Actually it wasn't as bad as it sounds.  The locks were in extremely good order and had very recently been greased so all the paddles worked beautifully.  There were some very strong undercurrents in the locks though and Clive had his work cut out to stop the boat careering up the lock and hitting the front doors.  Part way up the flight we passed Wolverhampton Racecourse and we could see horses being put through their paces beyond a big fence.  We only met one boat coming down the flight, at lock number 10 but fortunately all the locks had been in our favour all the way up apart from two, which wasn't bad going.  All in all it took us about four and half hours to get all the way up, well four and a quarter if you count the stop in one of the locks to have a cup of coffee and a biscuit!   However I was very glad indeed to finally arrive at Lock No 1, the top lock!  Right slap bang in the middle of Wolverhampton!



Top lock!


Our journey didn't end there though, we had another hour and half to cruise before we reached a suitable spot to moor for the night.  I have to say it is not the most salubrious of places!  The rest of the cruise was pretty grotty to be honest.  The canal was filthy, full of supermarket bags, polystyrene food boxes, drink cartons, bottles etc etc  Clive, not surprisingly, ended up having to go down the weed hatch at one point because there was obviously something wrapped around the prop shaft - it turned out to be a plastic bag!  We both agreed that, like the Rochdale Canal, we wouldn't come here again by choice!

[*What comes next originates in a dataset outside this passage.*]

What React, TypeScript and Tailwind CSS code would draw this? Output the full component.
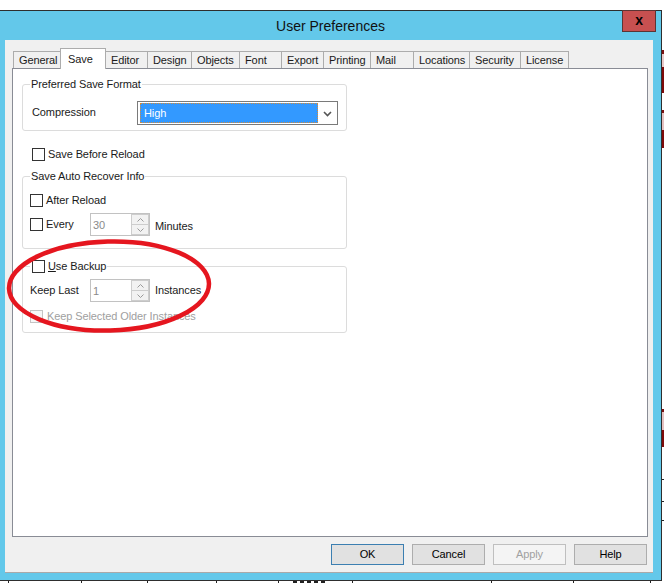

Finally we reached Tipton Junction and turned right heading for the Black Country Museum where there are good, safe visitor moorings.  These are right at the entrance to the Dudley Tunnel, which was first dug in 1775 to gain access to subterranean limestone workings, later extended to join up with the Dudley Canal.  However we aren't going that way.  We will be turning round and heading back to the junction to take the turn to Birmingham. 


We had both had enough by the time we arrived here, as foretold, its been a long, hard day!  (Not that long really, it was only 3.30pm when we got here, it just felt long!!!)